# TO DO
Can you pull out each line of the data below that includes the word "React"?

====== DATA ENTRIES ======

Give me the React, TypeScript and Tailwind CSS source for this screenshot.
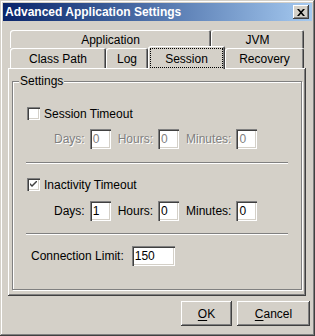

======
====== DATA ENTRIES ======

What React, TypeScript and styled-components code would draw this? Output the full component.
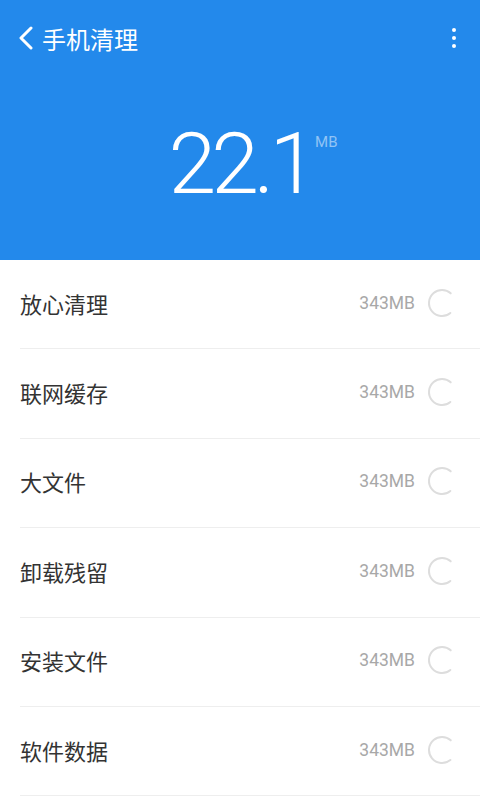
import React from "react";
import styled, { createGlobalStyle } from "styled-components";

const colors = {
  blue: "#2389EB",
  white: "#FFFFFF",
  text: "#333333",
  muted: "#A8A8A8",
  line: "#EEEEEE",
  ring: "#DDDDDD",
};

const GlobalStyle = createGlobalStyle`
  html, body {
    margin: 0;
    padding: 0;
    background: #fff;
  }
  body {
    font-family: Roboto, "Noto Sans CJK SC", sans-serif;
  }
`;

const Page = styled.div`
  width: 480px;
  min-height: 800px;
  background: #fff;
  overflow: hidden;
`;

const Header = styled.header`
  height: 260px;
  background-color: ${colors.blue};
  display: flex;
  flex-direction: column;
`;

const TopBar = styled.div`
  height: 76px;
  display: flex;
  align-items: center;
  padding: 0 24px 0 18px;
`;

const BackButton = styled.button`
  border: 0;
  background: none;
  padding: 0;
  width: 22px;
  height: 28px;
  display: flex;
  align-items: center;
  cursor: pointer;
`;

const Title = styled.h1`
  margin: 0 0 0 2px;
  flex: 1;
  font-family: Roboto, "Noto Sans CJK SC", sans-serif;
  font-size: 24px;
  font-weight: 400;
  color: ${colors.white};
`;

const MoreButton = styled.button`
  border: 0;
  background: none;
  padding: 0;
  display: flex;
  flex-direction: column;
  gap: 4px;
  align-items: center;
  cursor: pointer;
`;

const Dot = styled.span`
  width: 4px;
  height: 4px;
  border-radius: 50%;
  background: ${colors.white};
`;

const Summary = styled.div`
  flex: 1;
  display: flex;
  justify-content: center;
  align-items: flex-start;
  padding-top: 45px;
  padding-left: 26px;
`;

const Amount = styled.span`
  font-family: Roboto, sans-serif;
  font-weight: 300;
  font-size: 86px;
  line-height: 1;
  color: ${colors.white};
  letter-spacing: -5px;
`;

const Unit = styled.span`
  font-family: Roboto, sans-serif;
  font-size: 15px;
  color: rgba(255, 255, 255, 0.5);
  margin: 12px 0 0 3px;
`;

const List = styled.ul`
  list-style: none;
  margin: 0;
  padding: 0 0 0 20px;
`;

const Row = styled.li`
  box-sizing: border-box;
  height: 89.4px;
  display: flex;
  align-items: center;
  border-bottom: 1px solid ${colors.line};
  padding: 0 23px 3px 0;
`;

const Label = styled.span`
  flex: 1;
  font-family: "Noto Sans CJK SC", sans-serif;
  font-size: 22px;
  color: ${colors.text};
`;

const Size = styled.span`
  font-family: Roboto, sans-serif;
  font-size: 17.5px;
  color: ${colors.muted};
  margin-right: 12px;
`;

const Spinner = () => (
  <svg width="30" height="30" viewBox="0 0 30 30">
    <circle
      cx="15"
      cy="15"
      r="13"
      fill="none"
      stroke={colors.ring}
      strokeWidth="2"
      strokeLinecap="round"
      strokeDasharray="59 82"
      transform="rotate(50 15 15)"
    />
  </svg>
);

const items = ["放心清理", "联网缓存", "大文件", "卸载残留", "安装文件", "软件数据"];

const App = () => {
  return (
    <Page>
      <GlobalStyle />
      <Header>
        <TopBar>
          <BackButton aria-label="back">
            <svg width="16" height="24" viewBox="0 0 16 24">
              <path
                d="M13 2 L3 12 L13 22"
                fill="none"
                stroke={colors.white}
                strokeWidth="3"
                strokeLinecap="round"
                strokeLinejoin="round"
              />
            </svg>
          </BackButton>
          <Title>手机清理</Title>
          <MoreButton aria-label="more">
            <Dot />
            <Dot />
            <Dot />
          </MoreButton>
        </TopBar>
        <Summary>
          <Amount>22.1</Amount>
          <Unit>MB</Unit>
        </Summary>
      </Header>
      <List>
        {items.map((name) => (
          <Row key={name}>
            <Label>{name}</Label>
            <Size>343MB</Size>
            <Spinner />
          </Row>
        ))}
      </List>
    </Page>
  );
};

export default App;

======
====== DATA ENTRIES ======

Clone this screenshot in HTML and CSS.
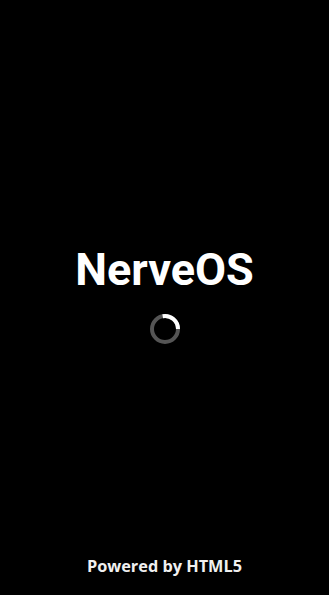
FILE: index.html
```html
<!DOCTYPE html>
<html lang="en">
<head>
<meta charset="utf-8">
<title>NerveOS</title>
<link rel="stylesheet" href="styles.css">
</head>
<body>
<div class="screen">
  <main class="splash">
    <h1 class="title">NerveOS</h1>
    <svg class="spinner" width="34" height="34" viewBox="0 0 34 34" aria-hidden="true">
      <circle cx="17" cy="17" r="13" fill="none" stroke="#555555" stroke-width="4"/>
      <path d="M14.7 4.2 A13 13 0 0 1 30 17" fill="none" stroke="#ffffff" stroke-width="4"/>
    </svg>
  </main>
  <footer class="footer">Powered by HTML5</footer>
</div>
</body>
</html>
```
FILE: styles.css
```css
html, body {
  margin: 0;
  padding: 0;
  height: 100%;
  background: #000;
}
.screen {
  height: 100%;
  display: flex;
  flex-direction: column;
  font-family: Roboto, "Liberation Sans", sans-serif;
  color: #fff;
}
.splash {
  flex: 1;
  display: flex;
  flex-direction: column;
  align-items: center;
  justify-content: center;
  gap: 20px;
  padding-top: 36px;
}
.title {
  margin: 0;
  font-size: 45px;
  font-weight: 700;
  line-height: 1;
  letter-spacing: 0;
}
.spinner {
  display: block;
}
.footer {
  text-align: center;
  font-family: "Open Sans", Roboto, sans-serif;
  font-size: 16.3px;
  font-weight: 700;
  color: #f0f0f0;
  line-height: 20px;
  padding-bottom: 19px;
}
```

======

# EXERCISE RESULT
Give me the React, TypeScript and Tailwind CSS source for this screenshot.
What React, TypeScript and styled-components code would draw this? Output the full component.
import React from "react";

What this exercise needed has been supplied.